I doubt you need more than one or two chapters with Diana alone in the tower before the "main male character" comes along, in which case you shouldn't need to worry about how to keep it interesting. Heck, one chapter that starts with her in the tower, and some backstory about why she's there, and then it ends with the MMC showing up might be fine.

Basically, if you have to have her in there for so many chapters that you have to figure out a way to keep it interesting, I would ask, why do you need to have her in there for so many chapters? I realize that you said:



> The whole point of keeping Diana by herself is to highlight the contrast between the metaphorical mask she wears in front of the villain and her real personality which she nurtures when she's alone.



But unless you're writing postmodernism or gothic horror, then the above can be accomplished in one or two chapters on the outside. Maybe the first chapter details her imprisonment, ending on a down note (Woe! I'll be trapped here forever!) and then the second chapter starts with whatever breaks her out of her confinement (which is what I assume happens).


----------



## Ireth (Apr 9, 2012)

Very good points, Benjamin. As it is now, the story starts with a brief description of where Diana is and what she does there before I have the villain show up, and it's only after that that she's left alone for an extended period. I'm not sure yet how long the story will be, so I don't know whether I want to divide it into chapters or just scenes. Your advice still stands though -- I can substitute "scene" for "chapter" and get pretty much the same result. XD


----------



## Mindfire (Apr 10, 2012)

Have you considered making her do things? Obviously if its just her by herself musing about the price of tea in China or whatever it's not going to be very riveting, but if she's constantly on a mission with a clear objective, then things can get less difficult.
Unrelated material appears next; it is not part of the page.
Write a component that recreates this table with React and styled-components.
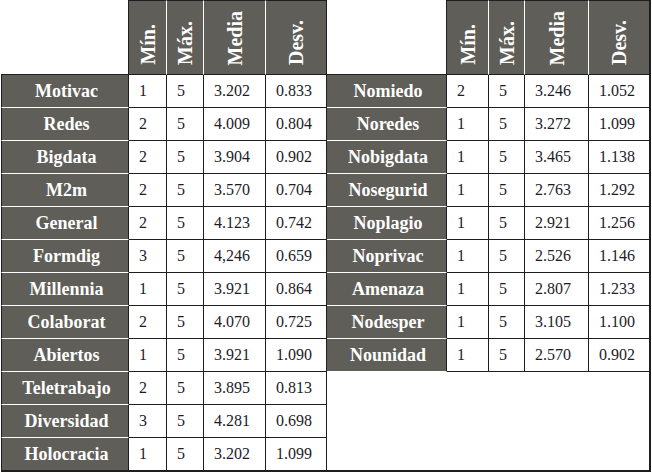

Even if your main plot hasn't picked up yet, you can give her smaller "missions". Things to do that help establish her character. "Mini-quests" or "side missions" as it were. What exactly these are will depend on what your character is like, of course. Keep your protagonist occupied with the side mission until the main plot and/or your secondary character(s) crop up. And don't worry if she has to leave her "side quest" unfinished. You can have her wrap it up at the conclusion as a nice book-end. Characters are interesting because of what they do. If your character is active, she won't be boring. You can also use internal dialogue to great effect. Batman makes a great example. He's pretty much always alone, but never boring.


----------



## Rikilamaro (Apr 10, 2012)

Ireth said:


> I'm having a bit of difficulty with one of my stories. The main female character, Diana, spends the bulk of her time completely by herself (not including her scenes with the villain), and that won't change much until the main male character comes along. My trouble is with making the narrative from Diana's point of view interesting, especially the beginning when there's not a lot of exciting stuff going on yet, and no dialogue either when she's by herself. Paragraph upon paragraph of description is likely to get boring after a while, and peppering it with her thoughts will only do so much to improve it. Not everything will be from her POV, fortunately: the male lead and the villain will shake things up a bit, but those scenes come later.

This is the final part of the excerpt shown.